In February 1999, Bryce met my Mum and sister. As it turned out, he lived not far from where they were living — about half an hour’s drive away. From all accounts, the meeting went well (although everybody said they were trembling with nervousness!)

A few months later, in April, Bryce took a trip to Alberta to meet Aaron, our older brother, and me. It was also his first trip out west to see the Rocky Mountains.

We spent our time looking at family photo albums, telling stories about our respective lives and generally getting to know each other. It was truly a special and precious time. By the time Bryce left, we knew that we were re-united for life.

In May, the big “Meeting of the Mothers” took place. The two mothers, Becky (birth Mum) and Joan (adoptive Mom), met over Mother’s Day brunch and they were joined by Bryce, Tracy and others. I wasn’t there to witness it, but I heard that it was a success on all accounts. I would guess that emotions and nerves ruled the day and that everyone left relieved — and smiling.

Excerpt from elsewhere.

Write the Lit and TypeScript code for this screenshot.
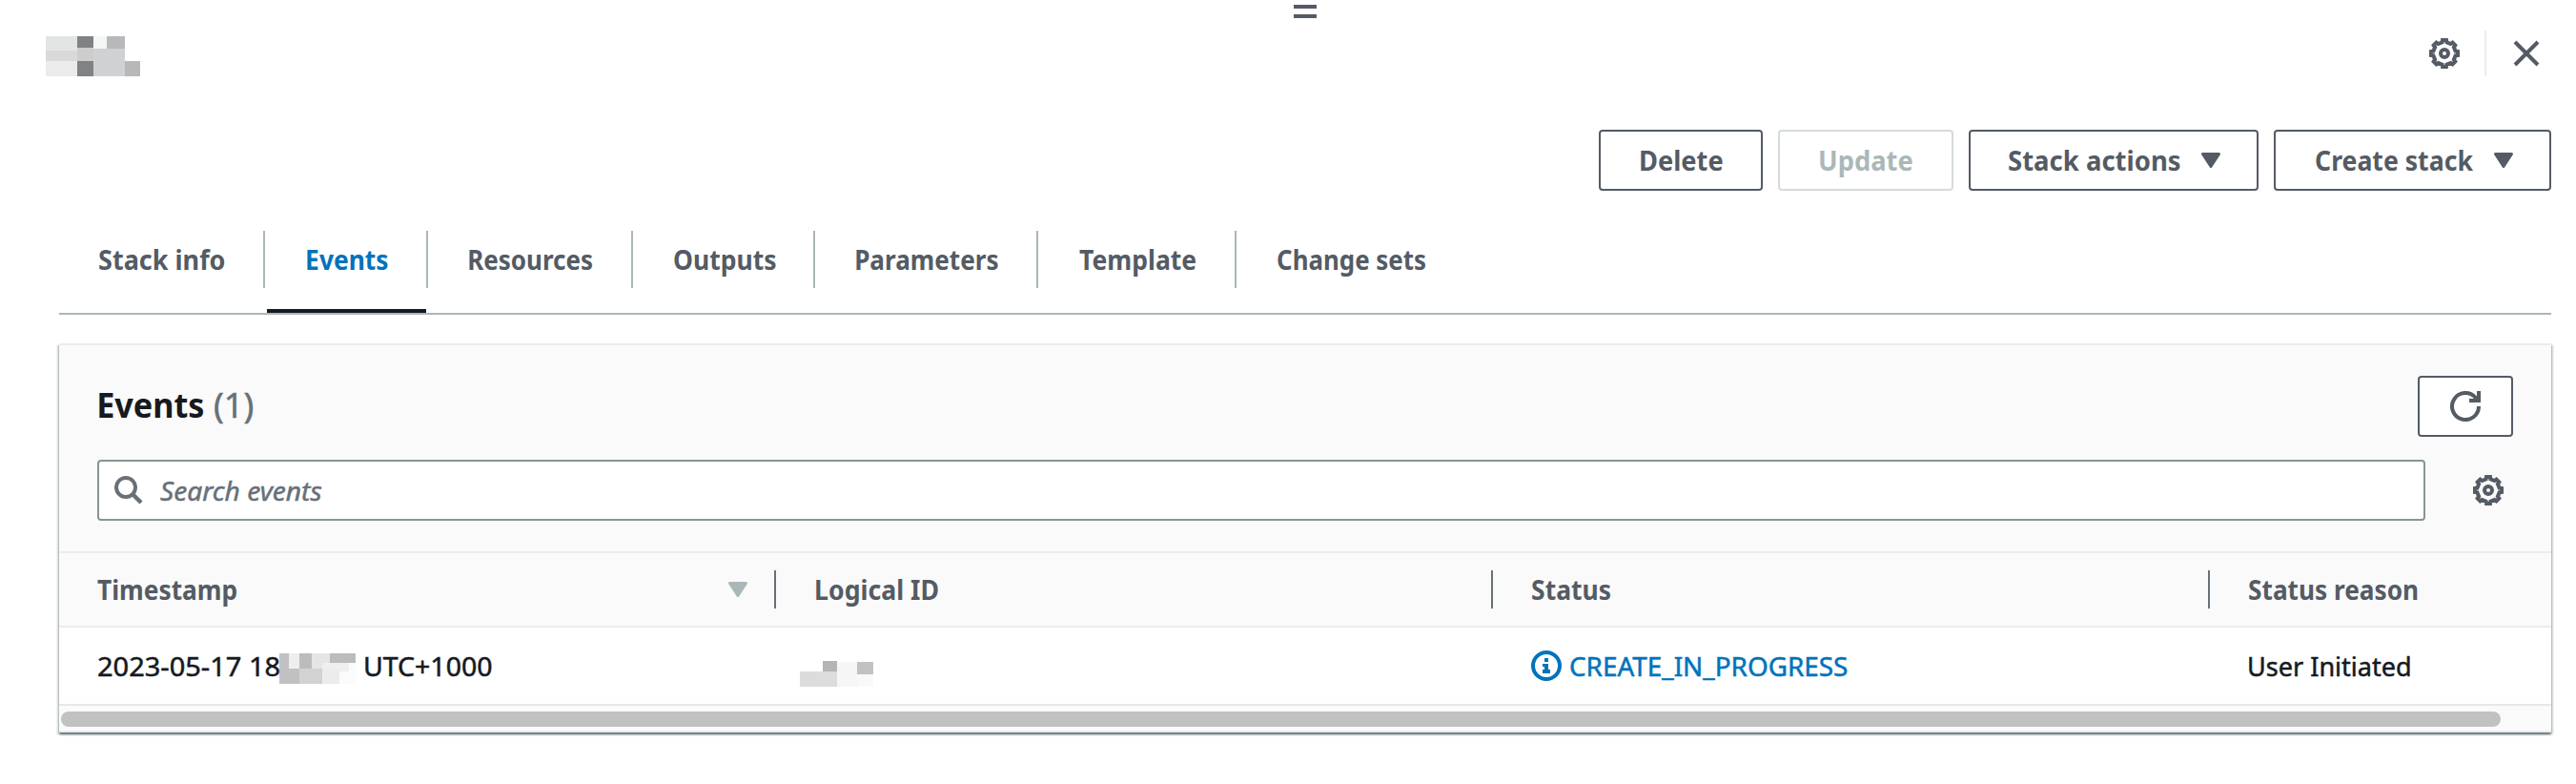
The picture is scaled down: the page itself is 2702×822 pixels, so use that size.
import { LitElement, html, css, svg } from "lit";
import { customElement, property } from "lit/decorators.js";

/** A single line of text fitted to a given visible width. */
@customElement("fit-text")
class FitText extends LitElement {
  @property({ type: Number }) w = 0;

  static styles = css`
    :host { display: block; flex: none; white-space: nowrap; }
    .t { display: inline-block; transform-origin: 0 50%; }
  `;

  render() {
    return html`<span class="t"><slot></slot></span>`;
  }

  firstUpdated() {
    const cs = getComputedStyle(this);
    const ctx = document.createElement("canvas").getContext("2d")!;
    ctx.font = `${cs.fontStyle} ${cs.fontWeight} ${cs.fontSize} ${cs.fontFamily}`;
    const m = ctx.measureText((this.textContent || "").trim());
    const left = -m.actualBoundingBoxLeft;
    const ink = m.actualBoundingBoxRight - left;
    const k = this.w / ink;
    this.style.width = `${this.w}px`;
    const t = this.renderRoot.querySelector(".t") as HTMLElement;
    t.style.transform = `translateX(${-left * k}px) scaleX(${k})`;
  }
}

type Cell = [number, number, number, number, string];

const mosaic = (w: number, h: number, cells: Cell[]) => html`
  <svg class="mosaic" width=${w} height=${h} viewBox="0 0 ${w} ${h}" shape-rendering="crispEdges">
    ${cells.map(([x, y, cw, ch, c]) => svg`<rect x=${x} y=${y} width=${cw} height=${ch} fill=${c} />`)}
  </svg>`;

const nameCells: Cell[] = [
  [0, 0, 33, 15, "#e2e5e4"], [33, 0, 17, 12, "#808285"], [50, 0, 14, 13, "#f4f6f5"], [64, 0, 19, 13, "#b7b8ba"],
  [0, 15, 33, 11, "#d9d9d9"], [33, 12, 17, 14, "#cdcdcd"], [50, 13, 33, 29, "#d0d1d3"],
  [0, 26, 33, 16, "#ebebeb"], [33, 26, 17, 16, "#808285"], [83, 26, 16, 16, "#b7b8ba"],
];
const timeCells: Cell[] = [
  [0, 0, 10, 16, "#c1c1c3"], [10, 0, 11, 16, "#eeeeee"], [21, 0, 13, 16, "#bbbcbe"], [34, 0, 19, 16, "#e5e5e5"],
  [53, 0, 27, 10, "#bbbcbe"], [45, 10, 28, 9, "#efefef"], [73, 10, 7, 9, "#fafafa"],
  [0, 16, 21, 16, "#c1c1c3"], [21, 16, 24, 16, "#d2d2d2"], [45, 16, 18, 16, "#ececec"], [63, 19, 17, 13, "#fbfbfb"],
];
const idCells: Cell[] = [
  [24, 0, 15, 11, "#b3b4b6"], [0, 11, 39, 16, "#dcdcdc"], [39, 1, 21, 26, "#f6f6f6"],
  [60, 1, 17, 13, "#c1c2c4"], [60, 14, 17, 13, "#f8faf9"],
];

const gearPath = (() => {
  const pts: string[] = [];
  for (let i = 0; i < 8; i++) {
    const a = (i * Math.PI) / 4;
    const at = (x: number, y: number) =>
      `${(16 + x * Math.cos(a) - y * Math.sin(a)).toFixed(2)} ${(16 + x * Math.sin(a) + y * Math.cos(a)).toFixed(2)}`;
    pts.push(at(11.6, -2.4), at(14, -2), at(14, 2), at(11.6, 2.4));
  }
  return `M${pts.join("L")}Z`;
})();

const gear = html`<svg class="icon" width="32" height="32" viewBox="0 0 32 32">
  <path d=${gearPath} fill="none" stroke="currentColor" stroke-width="4" />
  <circle cx="16" cy="16" r="4" fill="none" stroke="currentColor" stroke-width="4" />
</svg>`;

const caret = html`<svg class="caret" width="20" height="16" viewBox="0 0 20 16">
  <path d="M1.5 1.5H18.5L10 14.5Z" fill="currentColor" stroke="currentColor" stroke-width="3" stroke-linejoin="round" />
</svg>`;

const closeIcon = html`<svg class="icon" width="28" height="28" viewBox="0 0 28 28">
  <path d="M2 2L26 26M26 2L2 26" fill="none" stroke="currentColor" stroke-width="4" />
</svg>`;

const refreshIcon = html`<svg class="icon" width="32" height="32" viewBox="0 0 32 32">
  <path d="M30 16A14 14 0 1 1 26.5 6.8L29 10" fill="none" stroke="currentColor" stroke-width="4" />
  <path d="M28 0H32V12H20V8H28Z" fill="currentColor" />
</svg>`;

const searchIcon = html`<svg class="icon" width="30" height="30" viewBox="0 0 30 30">
  <circle cx="12" cy="12" r="10" fill="none" stroke="currentColor" stroke-width="4" />
  <path d="M18.5 18.5L28 28" fill="none" stroke="currentColor" stroke-width="4.4" />
</svg>`;

const infoIcon = html`<svg class="icon" width="32" height="32" viewBox="0 0 32 32">
  <circle cx="16" cy="16" r="14" fill="none" stroke="currentColor" stroke-width="4" />
  <path d="M14 8H18V12H14ZM12 14H18V20H20V24H12V20H14V17H12Z" fill="currentColor" shape-rendering="crispEdges" />
</svg>`;

const tabs: [string, number, number, boolean][] = [
  ["Stack info", 132, 216, false],
  ["Events", 84.5, 171, true],
  ["Resources", 129, 215, false],
  ["Outputs", 106.5, 191, false],
  ["Parameters", 148.5, 234, false],
  ["Template", 122.5, 208, false],
  ["Change sets", 155, 240, false],
];

@customElement("app-root")
class AppRoot extends LitElement {
  static styles = css`
    :host {
      display: block;
      width: 2702px;
      height: 822px;
      overflow: hidden;
      background: #fff;
      font-family: "Noto Sans", "Open Sans", sans-serif;
      font-size: 28px;
      line-height: 40px;
      color: #16191f;
    }
    * { box-sizing: border-box; }
    svg { display: block; flex: none; }

    .handle {
      width: 24px; height: 14px; margin: 0 0 0 1357px;
      border-top: 4px solid #545b64; border-bottom: 4px solid #545b64;
    }
    .grip { padding-top: 5px; height: 32px; }

    .top { display: flex; justify-content: space-between; height: 48px; padding: 0 38px 0 48px; color: #545b64; }
    .top .mosaic { margin-top: 6px; }
    .tools { display: flex; align-items: center; }
    .rule { width: 2px; height: 48px; background: #eaeded; margin: 0 28px 0 26px; }

    .actions { display: flex; justify-content: flex-end; gap: 16px; padding: 56px 26px 0 0; }
    .btn {
      display: flex; align-items: center; height: 64px; border: 2px solid #545b64; border-radius: 4px;
      color: #545b64; background: #fff; font-weight: 700; padding: 0 38px 0 41.5px;
    }
    .btn .caret { margin-left: 22px; }
    .btn.delete { width: 172px; }
    .btn.update { width: 184px; padding-left: 42px; border-color: #d5dbdb; color: #aab7b8; }
    .btn.menu { width: 304px; padding-left: 40px; }
    .btn.create { width: 291px; }

    .tabs {
      display: flex; margin: 42px 26px 0 62px; height: 88px; border-bottom: 2px solid #aab7b8;
      font-weight: 700; color: #545b64;
    }
    .tab { height: 86px; padding-bottom: 22px; }
    .tab.active { border-bottom: 4px solid #16191f; padding-bottom: 18px; color: #0073bb; margin-left: 2px; width: 167px; }
    .label { display: flex; align-items: center; height: 60px; padding-left: 43px; }
    .tab .label { border-right: 2px solid #aab7b8; }
    .tab:first-child .label { padding-left: 42px; }
    .tab:last-child .label { border-right: 0; }
    .tab.active .label { width: 169px; padding-left: 42px; }
    .tab.active + .tab { margin-left: 2px; width: 215px; }

    .panel {
      margin: 30px 26px 0 62px; height: 408px; background: #fafafa; border-top: 2px solid #eaeded;
      box-shadow: 0 2px 2px 0 rgba(0, 28, 36, .5), 2px 2px 2px 0 rgba(0, 28, 36, .15), -2px 2px 2px 0 rgba(0, 28, 36, .15);
    }
    .head { display: flex; justify-content: space-between; padding: 32px 40px 0 42px; height: 120px; }
    .title { display: flex; gap: 11px; font-size: 36px; line-height: 62px; height: 62px; font-weight: 700; }
    .count { color: #687078; font-weight: 400; }
    .refresh { width: 100px; justify-content: center; padding: 0; }
    .filter { display: flex; align-items: center; padding: 0 50px 0 40px; height: 64px; color: #545b64; }
    .search {
      flex: 1; display: flex; align-items: center; height: 64px; border: 2px solid #879596; border-radius: 4px;
      background: #fff; padding-left: 16px; color: #687078; font-style: italic; gap: 18px;
    }
    .search, .count, .td { -webkit-text-stroke: 0.5px currentColor; }
    .filter > .icon { margin-left: 50px; }

    .grid { display: grid; grid-template-columns: 752px 752px 752px 358px; margin-top: 32px; }
    .th {
      display: flex; align-items: center; height: 80px; border-top: 2px solid #eaeded; border-bottom: 2px solid #eaeded;
      font-weight: 700; color: #545b64; padding-left: 40.5px;
    }
    .th:first-child { padding-left: 40px; }
    .th:nth-child(2) { padding-left: 42px; }
    .split { width: 2px; height: 40px; background: #687078; margin-left: auto; }
    .th .caret { margin-left: auto; color: #aab7b8; }
    .th .caret + .split { margin-left: 28px; }
    .td {
      display: flex; align-items: center; height: 82px; background: #fff; border-bottom: 2px solid #e7e7e7;
      padding: 0 0 0 41px;
    }
    .td.id { padding-left: 25px; }
    .td.id .mosaic { margin-top: 17px; }
    .td.time .mosaic { margin: 6px 10px 0 0; }
    .status { display: flex; align-items: center; gap: 9px; color: #0073bb; }
    .status fit-text { -webkit-text-stroke: 0.5px #0073bb; }
    .search fit-text { -webkit-text-stroke: 0.5px #687078; }
    .td.st { padding-left: 40px; }
    .scroll { padding: 6px 0 0 2px; height: 28px; border-bottom: 2px solid #eaeded; }
    .thumb { width: 2559px; height: 16px; border-radius: 8px; background: #c1c1c1; }
  `;

  render() {
    return html`
      <div class="grip"><div class="handle"></div></div>
      <div class="top">
        ${mosaic(99, 42, nameCells)}
        <div class="tools">${gear}<div class="rule"></div>${closeIcon}</div>
      </div>
      <div class="actions">
        <div class="btn delete"><fit-text w="86">Delete</fit-text></div>
        <div class="btn update"><fit-text w="97">Update</fit-text></div>
        <div class="btn menu"><fit-text w="179.5">Stack actions</fit-text>${caret}</div>
        <div class="btn create"><fit-text w="165.5">Create stack</fit-text>${caret}</div>
      </div>
      <div class="tabs">
        ${tabs.map(([t, w, full, on]) => html`
          <div class="tab ${on ? "active" : ""}" style=${on ? "" : `width:${full}px`}>
            <div class="label"><fit-text w=${w}>${t}</fit-text></div>
          </div>`)}
      </div>
      <div class="panel">
        <div class="head">
          <div class="title"><fit-text w="109.5">Events</fit-text><fit-text class="count" w="40.5">(1)</fit-text></div>
          <div class="btn refresh">${refreshIcon}</div>
        </div>
        <div class="filter">
          <div class="search">${searchIcon}<fit-text w="169.5">Search events</fit-text></div>
          ${gear}
        </div>
        <div class="grid">
          <div class="th"><fit-text w="146.5">Timestamp</fit-text>${caret}<div class="split"></div></div>
          <div class="th"><fit-text w="127.5">Logical ID</fit-text><div class="split"></div></div>
          <div class="th"><fit-text w="82">Status</fit-text><div class="split"></div></div>
          <div class="th"><fit-text w="177">Status reason</fit-text></div>
          <div class="td time">
            <fit-text w="190">2023-05-17 18</fit-text>${mosaic(80, 32, timeCells)}<fit-text w="132.5">UTC+1000</fit-text>
          </div>
          <div class="td id">${mosaic(77, 27, idCells)}</div>
          <div class="td st"><div class="status">${infoIcon}<fit-text w="291">CREATE_IN_PROGRESS</fit-text></div></div>
          <div class="td"><fit-text w="168.5">User Initiated</fit-text></div>
        </div>
        <div class="scroll"><div class="thumb"></div></div>
      </div>
    `;
  }
}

The meeting ended with Joan and her husband, Ken, inviting Mum, Tracy, Aaron and me to share Christmas Day with them at their home. We talked about it over the phone and we all agreed. We promised to meet in Ontario for Christmas and for the first time, the four of us kids — along with Bryce’s adoptive sister, Karri, and other family members — would be together in the same place at the same time.

The rest of the summer was fairly quiet, but we kept in touch with Bryce and his family.

In October, just after I returned from a business trip to Mexico, my Mum was diagnosed with terminal cancer. The next five weeks in our family were filled with pain and grief, for everyone involved. My older brother and I both flew down to Kitchener to be with our mother and siblings.

During that five weeks, I remembered the words my mother had often said… “Before I die, I just want to know that he is healthy and happy.” When the diagnosis of cancer was made, doctors told us that our mother had probably been sick for years and very likely, she knew it. She hated doctors and resisted seeing them at any cost. We figure that she intuitively knew what was happening to her. She waited until she got her wish to meet the baby she had given up for adoption. Then, she gave up fighting the illness that had been consuming her for longer than any of us knew.

The first time the four of us kids were ever in the same place at the same time was at our mother’s side, as she lay dying. One of her dreams in life was to see us all together and we were able to make that dream come true for her. Sadly, that was the last Christmas gift we would ever give to our Mum. She passed away on December 8, 1999.

That Christmas season was particularly bittersweet. We were simultaneously grieving the loss of our mother and celebrating the reunion with our brother.

It didn’t really feel much like Christmas that year, but in any case, we decided to continue on with plans that had been made months before. The plan was for us to be with Bryce and his family on Christmas Day. That’s what Mum would have wanted and that’s what we did.

Before that though, we attended a special Christmas service at Bryce’s church. We were honoured by his minister, Rev. Kees, when he told us that every year they choose one family in the church to represent the spirit of Christmas. That year, the minister invited the Munn-Eaton family to light the Christmas candle in their church in Christmas Eve. Tracy, Aaron and I do not share the same faith as Bryce and his family, but family unity and love transcended religious denomination. We accepted, in honour of the spirit of Christmas and of family.

Since then, we have stayed in touch with Bryce and his family. In 2001, we were delighted to attend his wedding, officiated by the same Rev. Kees and be present as he married a delightful young lady named Marsha.

They have two wonderful children, Wesley and Katelyn. It somehow seems symbolic and very special that Bryce and Marsha have ushered in the next generation and giving us all an opportunity to embrace the cycle of life once again.

I waited for more than two decades to meet Andrew… Bryce… or as he is known to me, “Kid”, because he’s truly the best kid brother anyone could ever hope for… Definitely worth the wait.